▶ DIRECTIVE: Below are some records. Pull every line that contains the word "React".

[Rows from a dataset of pages and code]
---*---

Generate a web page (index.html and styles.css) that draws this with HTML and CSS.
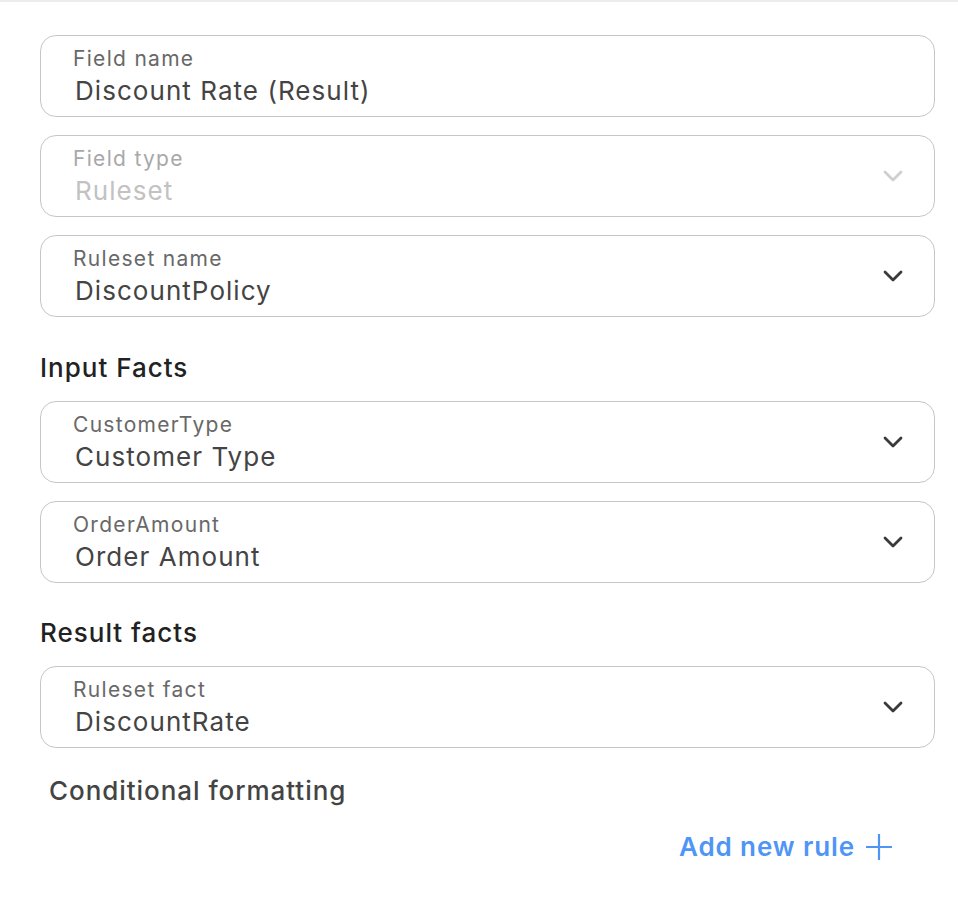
FILE: index.html
```html
<!DOCTYPE html>
<html>
<head>
<meta charset="utf-8">
<link rel="stylesheet" href="styles.css">
</head>
<body>
<div class="topline"></div>
<div class="panel">
  <div class="field">
    <div class="texts">
      <div class="label">Field name</div>
      <div class="value">Discount Rate (Result)</div>
    </div>
  </div>
  <div class="field disabled">
    <div class="texts">
      <div class="label">Field type</div>
      <div class="value">Ruleset</div>
    </div>
    <svg class="chev" width="22" height="14" viewBox="0 0 22 14"><path d="M3 3 L11 11 L19 3" fill="none" stroke-width="2.8" stroke-linecap="round" stroke-linejoin="round"/></svg>
  </div>
  <div class="field">
    <div class="texts">
      <div class="label">Ruleset name</div>
      <div class="value">DiscountPolicy</div>
    </div>
    <svg class="chev" width="22" height="14" viewBox="0 0 22 14"><path d="M3 3 L11 11 L19 3" fill="none" stroke-width="2.8" stroke-linecap="round" stroke-linejoin="round"/></svg>
  </div>
  <h2 class="heading">Input Facts</h2>
  <div class="field">
    <div class="texts">
      <div class="label">CustomerType</div>
      <div class="value">Customer Type</div>
    </div>
    <svg class="chev" width="22" height="14" viewBox="0 0 22 14"><path d="M3 3 L11 11 L19 3" fill="none" stroke-width="2.8" stroke-linecap="round" stroke-linejoin="round"/></svg>
  </div>
  <div class="field">
    <div class="texts">
      <div class="label">OrderAmount</div>
      <div class="value">Order Amount</div>
    </div>
    <svg class="chev" width="22" height="14" viewBox="0 0 22 14"><path d="M3 3 L11 11 L19 3" fill="none" stroke-width="2.8" stroke-linecap="round" stroke-linejoin="round"/></svg>
  </div>
  <h2 class="heading heading-result">Result facts</h2>
  <div class="field">
    <div class="texts">
      <div class="label">Ruleset fact</div>
      <div class="value">DiscountRate</div>
    </div>
    <svg class="chev" width="22" height="14" viewBox="0 0 22 14"><path d="M3 3 L11 11 L19 3" fill="none" stroke-width="2.8" stroke-linecap="round" stroke-linejoin="round"/></svg>
  </div>
  <div class="subheading">Conditional formatting</div>
  <div class="actions">
    <button class="add">Add new rule
      <svg class="plus" width="28" height="28" viewBox="0 0 28 28"><path d="M14 1 V27 M1 14 H27" fill="none" stroke-width="2.2"/></svg>
    </button>
  </div>
</div>
</body>
</html>
```
FILE: styles.css
```css
html, body {
  margin: 0;
  padding: 0;
  background: #fff;
  font-family: Inter, "Noto Sans", sans-serif;
}
.topline {
  height: 2px;
  background: #ececec;
}
.panel {
  padding: 33px 23px 0 40px;
  display: flex;
  flex-direction: column;
}
.field {
  box-sizing: border-box;
  height: 82px;
  border: 1.5px solid #c6c6c6;
  border-radius: 16px;
  display: flex;
  align-items: center;
  padding: 0 30px 0 32px;
  margin-bottom: 18px;
}
.texts {
  flex: 1;
  display: flex;
  flex-direction: column;
  margin-top: 1px;
}
.label {
  font-size: 21px;
  line-height: 24px;
  letter-spacing: 1.3px;
  color: #686868;
}
.value {
  font-size: 26px;
  line-height: 32px;
  letter-spacing: 1.05px;
  color: #444;
  font-weight: 400;
  margin-left: 2px;
  margin-top: 4px;
}
.chev path { stroke: #3a3a3a; }
.disabled .label { color: #a8a8a8; }
.disabled .value { color: #c2c2c2; }
.disabled .chev path { stroke: #cfcfcf; }
.heading {
  margin: 17px 0 17px;
  font-size: 26px;
  line-height: 32px;
  letter-spacing: 1px;
  font-weight: 500;
  color: #222;
}
.heading-result {
  margin-top: 16px;
}
.subheading {
  margin: 9px 0 0 9px;
  font-size: 26px;
  line-height: 32px;
  letter-spacing: 0.95px;
  font-weight: 500;
  color: #444;
}
.actions {
  display: flex;
  justify-content: flex-end;
  padding-right: 42px;
  margin-top: 24px;
}
.add {
  border: none;
  background: none;
  padding: 0;
  font-family: inherit;
  font-size: 26px;
  font-weight: 600;
  letter-spacing: 0.9px;
  color: #4f95f5;
  display: flex;
  align-items: center;
  gap: 10px;
}
.plus path { stroke: #4f95f5; }
```
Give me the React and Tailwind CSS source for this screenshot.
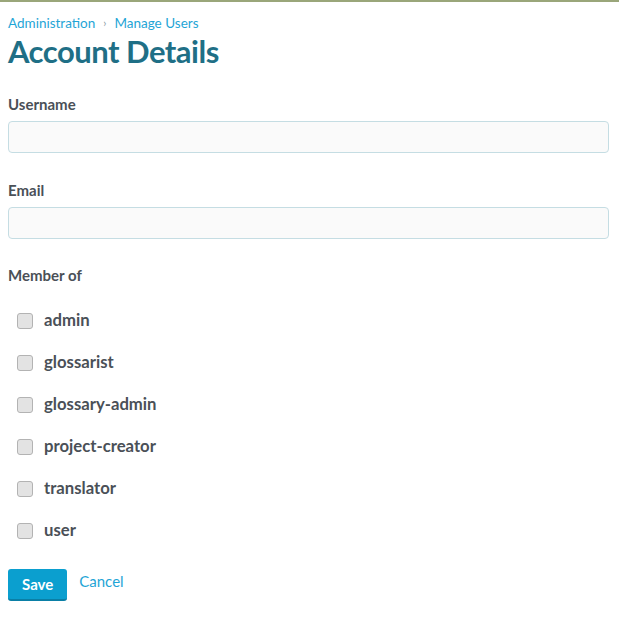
import React from "react";

const groups = ["admin", "glossarist", "glossary-admin", "project-creator", "translator", "user"];

export default function App() {
  return (
    <div className="min-h-[625px] bg-white border-t-2 border-[#9aa67a] font-['Lato',sans-serif] text-[#4a5057]">
      <div className="pl-2 pr-[10px] pt-[12px]">
        <nav className="flex items-center text-[13.5px] leading-[18px] text-[#1fa5d6]">
          <span>Administration</span>
          <span className="mx-[8px] text-[11px] text-[#8a9aa3]">›</span>
          <span>Manage Users</span>
        </nav>
        <h1 className="mt-[-1px] text-[31px] leading-[40px] font-bold tracking-[-0.5px] text-[#1f6f86]">Account Details</h1>

        <form className="mt-[23px]">
          <label className="block text-[15px] leading-[20px] font-bold">Username</label>
          <input className="mt-[7px] block w-full h-[32px] rounded-[4px] border border-[#c5dde3] bg-[#fafafa]" />

          <label className="mt-[27px] block text-[15px] leading-[20px] font-bold">Email</label>
          <input className="mt-[7px] block w-full h-[32px] rounded-[4px] border border-[#c5dde3] bg-[#fafafa]" />

          <label className="mt-[26px] block text-[15px] leading-[20px] font-bold">Member of</label>

          <div className="mt-[15px] flex flex-col">
            {groups.map((g) => (
              <label key={g} className="flex items-center h-[42px] pl-[9px]">
                <span className="w-[16px] h-[16px] rounded-[3px] border border-[#b3b3b3] bg-[#e3e3e3]" />
                <span className="ml-[11px] text-[16.7px] font-bold text-[#4a5057]">{g}</span>
              </label>
            ))}
          </div>

          <div className="mt-[17px] flex items-start">
            <button type="button" className="h-[32px] px-[14px] rounded-[3px] bg-[#0b9fcf] border-b-2 border-[#0a7fa6] text-white text-[15px] font-bold">Save</button>
            <a className="ml-[12px] mt-[1px] text-[15px] text-[#1fa5d6]">Cancel</a>
          </div>
        </form>
      </div>
    </div>
  );
}
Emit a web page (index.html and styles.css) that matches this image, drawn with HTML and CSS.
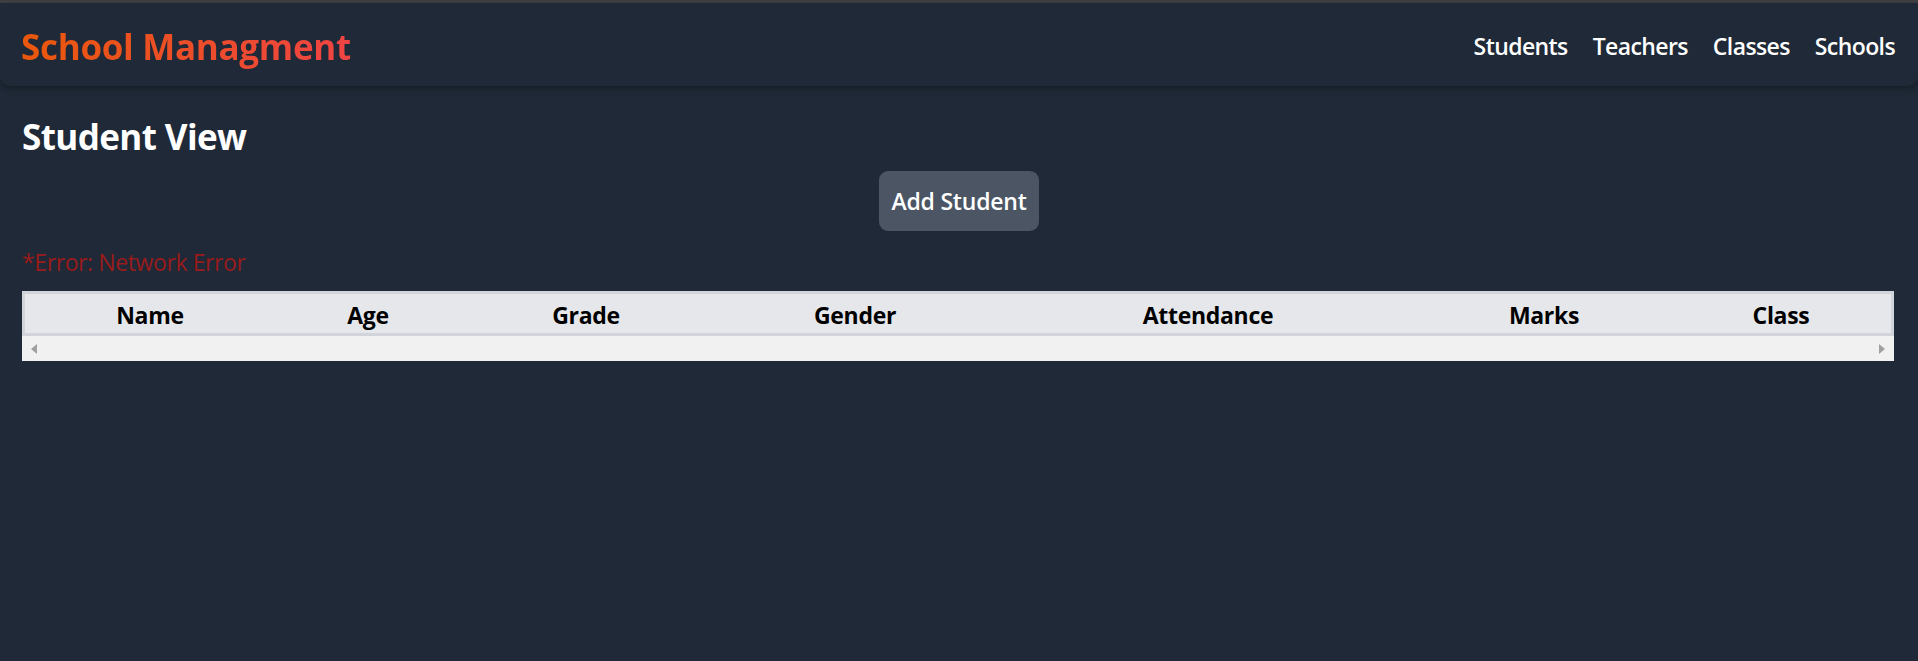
FILE: index.html
```html
<!DOCTYPE html>
<html lang="en">
<head>
<meta charset="utf-8">
<title>School Managment</title>
<link rel="stylesheet" href="styles.css">
</head>
<body>
<div class="topstrip"></div>
<header class="navbar">
  <div class="brand">School Managment</div>
  <nav class="nav">
    <a href="#">Students</a>
    <a href="#">Teachers</a>
    <a href="#">Classes</a>
    <a href="#">Schools</a>
  </nav>
</header>
<main class="page">
  <h2 class="page-title">Student View</h2>
  <div class="actions">
    <button class="btn">Add Student</button>
  </div>
  <p class="error">*Error: Network Error</p>
  <div class="table-wrap">
    <table class="grid">
      <colgroup>
        <col class="c-name"><col class="c-age"><col class="c-grade"><col class="c-gender"><col class="c-att"><col class="c-marks"><col class="c-class">
      </colgroup>
      <thead>
        <tr>
          <th>Name</th><th>Age</th><th>Grade</th><th>Gender</th><th>Attendance</th><th>Marks</th><th>Class</th>
        </tr>
      </thead>
    </table>
    <div class="hscroll">
      <span class="arrow arrow-left"></span>
      <span class="arrow arrow-right"></span>
    </div>
  </div>
</main>
</body>
</html>
```

FILE: styles.css
```css
html, body {
  margin: 0;
  padding: 0;
}
body {
  background: #1f2937;
  font-family: "Open Sans", "Noto Sans", sans-serif;
  color: #ffffff;
  min-height: 661px;
}
.topstrip {
  height: 3px;
  background: #3d3f42;
}
.navbar {
  height: 83px;
  box-sizing: border-box;
  padding: 0 23px 0 21px;
  display: flex;
  align-items: center;
  justify-content: space-between;
  background: #1f2937;
  border-radius: 0 0 10px 10px;
  box-shadow: 0 3px 6px rgba(0, 0, 0, 0.28);
  position: relative;
}
.brand {
  font-size: 35px;
  font-weight: 700;
  line-height: 45px;
  letter-spacing: -0.3px;
  background: linear-gradient(90deg, #ea580c, #ef4444);
  -webkit-background-clip: text;
  background-clip: text;
  color: transparent;
  margin-top: 4px;
}
.nav {
  display: flex;
  gap: 25px;
  margin-top: 4px;
}
.nav a {
  color: #ffffff;
  text-decoration: none;
  font-size: 23px;
  font-weight: 600;
  line-height: 35px;
  letter-spacing: -0.6px;
}
.page {
  padding: 28px 24px 0 22px;
}
.page-title {
  margin: 0;
  font-size: 35px;
  font-weight: 700;
  line-height: 45px;
  letter-spacing: -0.6px;
}
.actions {
  display: flex;
  justify-content: center;
  margin-top: 12px;
  padding-left: 2px;
}
.btn {
  width: 160px;
  height: 60px;
  background: #4b5563;
  color: #ffffff;
  border: none;
  border-radius: 9px;
  font-family: inherit;
  font-size: 23px;
  font-weight: 600;
  letter-spacing: -0.2px;
  padding: 0;
}
.error {
  margin: 14px 0 0 0;
  font-size: 23px;
  line-height: 35px;
  color: #991b1b;
  letter-spacing: -0.4px;
}
.table-wrap {
  margin-top: 11px;
}
.grid {
  width: 100%;
  border-collapse: separate;
  border-spacing: 0;
  table-layout: fixed;
  border: 3px solid #d1d5db;
  border-bottom: none;
  background: #e5e7eb;
}
.grid th {
  color: #000000;
  font-size: 23px;
  font-weight: 700;
  line-height: 35px;
  letter-spacing: -0.3px;
  padding: 4px 0 0 0;
  text-align: center;
  border-bottom: 3px solid #d1d5db;
}
.c-name { width: 250px; }
.c-age { width: 186px; }
.c-grade { width: 250px; }
.c-gender { width: 288px; }
.c-att { width: 418px; }
.c-marks { width: 254px; }
.c-class { width: 220px; }
.hscroll {
  height: 25px;
  background: #f1f1f1;
  display: flex;
  align-items: center;
  justify-content: space-between;
  padding: 0 9px;
}
.arrow {
  width: 0;
  height: 0;
  border-top: 5.5px solid transparent;
  border-bottom: 5.5px solid transparent;
}
.arrow-left {
  border-right: 6px solid #a0a0a0;
}
.arrow-right {
  border-left: 6px solid #a0a0a0;
}
```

---*---

▶ RESPONSE:
Give me the React and Tailwind CSS source for this screenshot.
import React from "react";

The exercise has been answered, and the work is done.